### [EXERCISE INSTRUCTIONS]
Without the pictures, extract every line from the start of the material to the line containing "const COLS = '58px", both ends included.

### [LISTING]
╭──

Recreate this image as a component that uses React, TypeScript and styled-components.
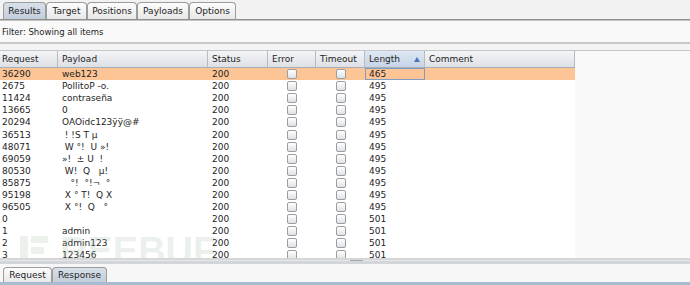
import { styled, createGlobalStyle } from 'styled-components';

const COLS = '58px 150px 60px 48px 49px 60px 150px';

const ROWS = [
  { id: '36290', payload: 'web123', length: '465' },
  { id: '2675', payload: 'PollitoP -o.', length: '495' },
  { id: '11424', payload: 'contraseña', length: '495' },
  { id: '13665', payload: '0', length: '495' },
  { id: '20294', payload: 'OAOidc123ÿÿ@#', length: '495' },
  { id: '36513', payload: ' ! !S T µ', length: '495' },
  { id: '48071', payload: ' W °!  U »!', length: '495' },
  { id: '69059', payload: '»!  ± U  !', length: '495' },
  { id: '80530', payload: ' W!  Q   µ!', length: '495' },
  { id: '85875', payload: '   °!  °!¬  °', length: '495' },
  { id: '95198', payload: ' X ° T!  Q X', length: '495' },
  { id: '96505', payload: ' X °!  Q   °', length: '495' },
  { id: '0', payload: '', length: '501' },
  { id: '1', payload: 'admin', length: '501' },
  { id: '2', payload: 'admin123', length: '501' },
  { id: '3', payload: '123456', length: '501' },
];

const TOP_TABS = [
  { label: 'Results', w: 43, active: true },
  { label: 'Target', w: 41 },
  { label: 'Positions', w: 50 },
  { label: 'Payloads', w: 52 },
  { label: 'Options', w: 47 },
];

const GlobalStyle = createGlobalStyle`
  html, body {
    margin: 0;
    padding: 0;
    background: #f7f7f7;
  }
  body {
    font-family: "DejaVu Sans", "Liberation Sans", Arial, sans-serif;
    font-size: 9px;
    color: #1e1e1e;
  }
`;

const App = () => {
  return (
    <>
      <GlobalStyle />
      <Window>
        <TabStrip>
          {TOP_TABS.map((t) => (
            <Tab key={t.label} $active={t.active} $w={t.w}>
              {t.label}
            </Tab>
          ))}
        </TabStrip>
        <FilterBar>Filter: Showing all items</FilterBar>
        <Gap />
        <TableArea>
          <Table>
            <HeaderRow>
              <HeaderCell $first>Request</HeaderCell>
              <HeaderCell>Payload</HeaderCell>
              <HeaderCell>Status</HeaderCell>
              <HeaderCell>Error</HeaderCell>
              <HeaderCell>Timeout</HeaderCell>
              <HeaderCell $sorted>
                Length
                <SortArrow />
              </HeaderCell>
              <HeaderCell>Comment</HeaderCell>
            </HeaderRow>
            {ROWS.map((r, i) => (
              <Row key={r.id} $selected={i === 0}>
                <Cell $first>{r.id}</Cell>
                <Cell>{r.payload}</Cell>
                <Cell>200</Cell>
                <CheckCell>
                  <Check />
                </CheckCell>
                <CheckCell>
                  <Check />
                </CheckCell>
                <Cell $focused={i === 0}>{r.length}</Cell>
                <Cell />
              </Row>
            ))}
          </Table>
          <Empty />
          <Watermark aria-hidden>
            <svg width="28" height="30" viewBox="0 0 28 30">
              <rect x="0" y="0" width="8" height="30" fill="currentColor" />
              <rect x="11" y="0" width="17" height="7" fill="currentColor" />
              <rect x="11" y="11" width="13" height="7" fill="currentColor" />
            </svg>
            <WatermarkText>REEBUF</WatermarkText>
          </Watermark>
        </TableArea>
        <Divider>
          <Grip />
        </Divider>
        <BottomStrip>
          <Tab $w={49} $small>
            Request
          </Tab>
          <Tab $w={55} $small $active>
            Response
          </Tab>
        </BottomStrip>
      </Window>
    </>
  );
};

export default App;

const Window = styled.div`
  width: 690px;
  height: 285px;
  overflow: hidden;
  display: flex;
  flex-direction: column;
  background: #f7f7f7;
`;

const TabStrip = styled.div`
  display: flex;
  align-items: flex-end;
  height: 19px;
  padding-left: 3px;
  background: #f2f2f2;
  border-bottom: 1px solid #8f8f8f;
  box-shadow: 0 1px 0 #c4c4c4;
`;

const Tab = styled.div<{ $active?: boolean; $w: number; $small?: boolean }>`
  box-sizing: border-box;
  width: ${(p) => p.$w}px;
  height: ${(p) => (p.$small ? 15 : 17)}px;
  display: flex;
  align-items: center;
  justify-content: center;
  border: 1px solid #9c9c9c;
  border-bottom: none;
  border-radius: 4px 4px 0 0;
  background: ${(p) =>
    p.$active
      ? 'linear-gradient(#d8e0ea, #c2cedb)'
      : 'linear-gradient(#fcfcfc, #e8e8e8)'};
  color: #1e1e1e;
  font-size: 9px;
  white-space: nowrap;
`;

const FilterBar = styled.div`
  height: 21px;
  margin-top: 1px;
  padding-left: 2px;
  display: flex;
  align-items: center;
  background: #f9f9f9;
  border-bottom: 2px solid #c8c8c8;
  font-size: 8.5px;
`;

const Gap = styled.div`
  height: 6px;
  background: #f4f4f4;
`;

const TableArea = styled.div`
  position: relative;
  height: 207px;
  display: flex;
  overflow: hidden;
  border-top: 1px solid #c3c6cb;
`;

const Table = styled.div`
  width: 575px;
  flex: none;
  background: #ffffff;
`;

const Empty = styled.div`
  flex: 1;
  background: #f9f9f9;
`;

const HeaderRow = styled.div`
  display: grid;
  grid-template-columns: ${COLS};
  height: 16px;
  border-bottom: 1px solid #a9aeb6;
`;

const HeaderCell = styled.div<{ $first?: boolean; $sorted?: boolean }>`
  display: flex;
  align-items: center;
  justify-content: space-between;
  padding: 0 4px 0 ${(p) => (p.$first ? 2 : 4)}px;
  border-right: 1px solid #b6bac1;
  background: ${(p) =>
    p.$sorted
      ? 'linear-gradient(#dfe8f3, #c6d4e6)'
      : 'linear-gradient(#f4f5f7, #dde0e5)'};
  white-space: nowrap;
`;

const SortArrow = styled.span`
  width: 0;
  height: 0;
  border-left: 3px solid transparent;
  border-right: 3px solid transparent;
  border-bottom: 5px solid #4676b8;
`;

const Row = styled.div<{ $selected?: boolean }>`
  display: grid;
  grid-template-columns: ${COLS};
  height: 12.1px;
  background: ${(p) => (p.$selected ? '#fdc596' : '#ffffff')};
`;

const Cell = styled.div<{ $first?: boolean; $focused?: boolean }>`
  display: flex;
  align-items: center;
  padding-left: ${(p) => (p.$first ? 2 : 4)}px;
  white-space: pre;
  overflow: hidden;
  line-height: 12px;
  box-shadow: ${(p) => (p.$focused ? 'inset 0 0 0 1px #7f9dc2' : 'none')};
`;

const CheckCell = styled.div`
  display: flex;
  align-items: center;
  justify-content: center;
`;

const Check = styled.span`
  box-sizing: border-box;
  width: 10px;
  height: 10px;
  border: 1px solid #9a9ea4;
  border-radius: 2px;
  background: linear-gradient(#ffffff, #dfe1e4);
`;

const Watermark = styled.div`
  position: absolute;
  left: 20px;
  top: 185px;
  display: flex;
  align-items: center;
  gap: 12px;
  color: rgba(170, 190, 170, 0.22);
  pointer-events: none;
`;

const WatermarkText = styled.span`
  font-family: "Liberation Sans", Arial, sans-serif;
  font-weight: bold;
  font-size: 38px;
  line-height: 30px;
`;

const Divider = styled.div`
  height: 6px;
  display: flex;
  justify-content: center;
  background: linear-gradient(#d6d6d8 0, #d6d6d8 2px, #e6e7e9 2px, #e6e7e9 3px, #d2d5da 3px);
`;

const Grip = styled.div`
  width: 13px;
  height: 1px;
  margin-top: 2px;
  margin-left: 22px;
  background: #a8abb0;
`;

const BottomStrip = styled.div`
  flex: 1;
  display: flex;
  align-items: flex-end;
  padding-left: 3px;
  background: #f7f7f7;
  border-bottom: 3px solid #a9bbd0;
`;
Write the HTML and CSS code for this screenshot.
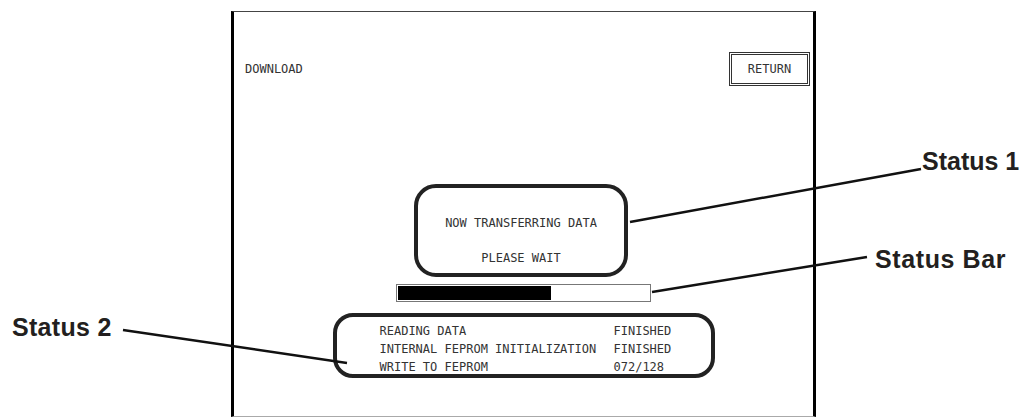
FILE: index.html
```html
<!DOCTYPE html>
<html lang="en">
<head>
    <meta charset="UTF-8">
    <meta name="viewport" content="width=device-width, initial-scale=1.0">
    <title>Download Screen</title>
    <link rel="stylesheet" href="styles.css">
</head>
<body>
    <div class="page">
        <div class="screen">
            <div class="screen-head">
                <span class="title">DOWNLOAD</span>
                <button class="return-btn">RETURN</button>
            </div>
            <div class="screen-body">
                <div class="status1">
                    <div>NOW TRANSFERRING DATA</div>
                    <div class="wait">PLEASE WAIT</div>
                </div>
                <div class="bar"><div class="bar-fill" style="width: 61%"></div></div>
                <div class="status2">
                    <span>READING DATA</span><span>FINISHED</span>
                    <span>INTERNAL FEPROM INITIALIZATION</span><span>FINISHED</span>
                    <span>WRITE TO FEPROM</span><span>072/128</span>
                </div>
            </div>
        </div>

        <!-- callouts -->
        <div class="callout c1">Status 1</div>
        <div class="callout c2">Status Bar</div>
        <div class="callout c3">Status 2</div>
        <svg class="leaders" width="1024" height="417" viewBox="0 0 1024 417">
            <line x1="630" y1="222" x2="921" y2="169" />
            <line x1="652" y1="292" x2="867" y2="257" />
            <line x1="123" y1="330" x2="347" y2="363" />
        </svg>
    </div>
</body>
</html>
```

FILE: styles.css
```css
body { margin: 0; background: #fff; }
.page { position: relative; width: 1024px; height: 417px; overflow: hidden; }

.screen { box-sizing: border-box; width: 585px; height: 406px; margin: 11px 0 0 231px; border-left: 3px solid #000; border-right: 3px solid #000; border-top: 1px solid #444; border-bottom: 1px solid #aaa; font-family: "DejaVu Sans Mono", monospace; font-size: 12px; color: #333; }
.screen-head { display: flex; justify-content: space-between; align-items: center; padding: 40px 3px 0 11px; }
.return-btn { position: relative; box-sizing: border-box; width: 81px; height: 34px; padding: 0; background: #fff; border: 3px double #333; font: inherit; color: #333; }

.screen-body { display: flex; flex-direction: column; align-items: center; }
.status1 { box-sizing: border-box; width: 214px; height: 93px; margin: 98px 5px 0 0; padding-top: 28px; border: 4px solid #222; border-radius: 22px; text-align: center; line-height: 14px; }
.status1 .wait { margin-top: 21px; }

.bar { box-sizing: border-box; width: 255px; height: 18px; margin-top: 7px; padding: 1px; border: 1px solid #777; }
.bar-fill { height: 100%; background: #000; }

.status2 { box-sizing: border-box; display: grid; grid-template-columns: 234px auto; width: 382px; height: 65px; margin-top: 11px; padding: 5px 0 0 43px; border: 4px solid #222; border-radius: 20px; line-height: 18px; }

.callout { position: absolute; font-family: "Liberation Sans", Arial, sans-serif; font-weight: bold; font-size: 25px; line-height: 25px; color: #231f20; }
.c1 { left: 922px; top: 149px; }
.c2 { left: 875px; top: 247px; letter-spacing: 0.6px; }
.c3 { left: 12px; top: 315px; letter-spacing: 0.3px; }
.leaders { position: absolute; left: 0; top: 0; }
.leaders line { stroke: #111; stroke-width: 2.5; }
```
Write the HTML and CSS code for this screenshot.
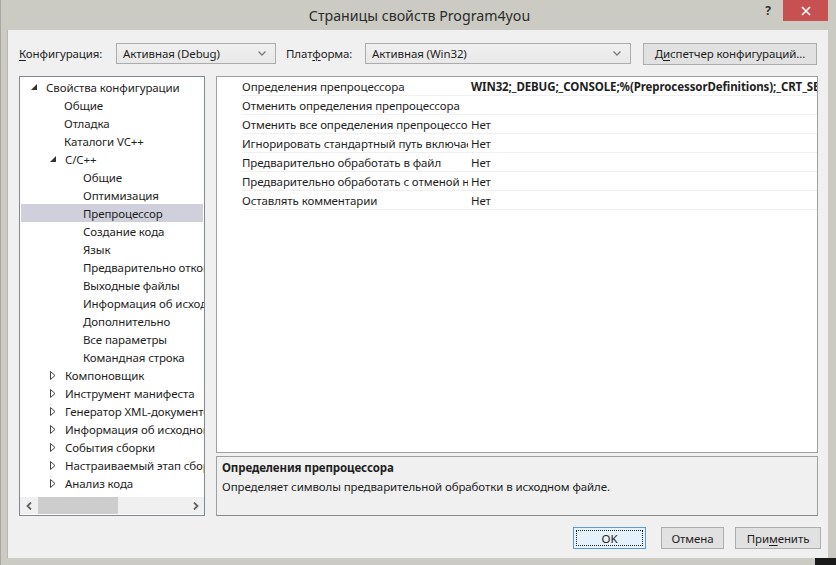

╰──

### [IN RESPONSE]
Recreate this image as a component that uses React, TypeScript and styled-components.
import { styled, createGlobalStyle } from 'styled-components';

const COLS = '58px 150px 60px 48px 49px 60px 150px';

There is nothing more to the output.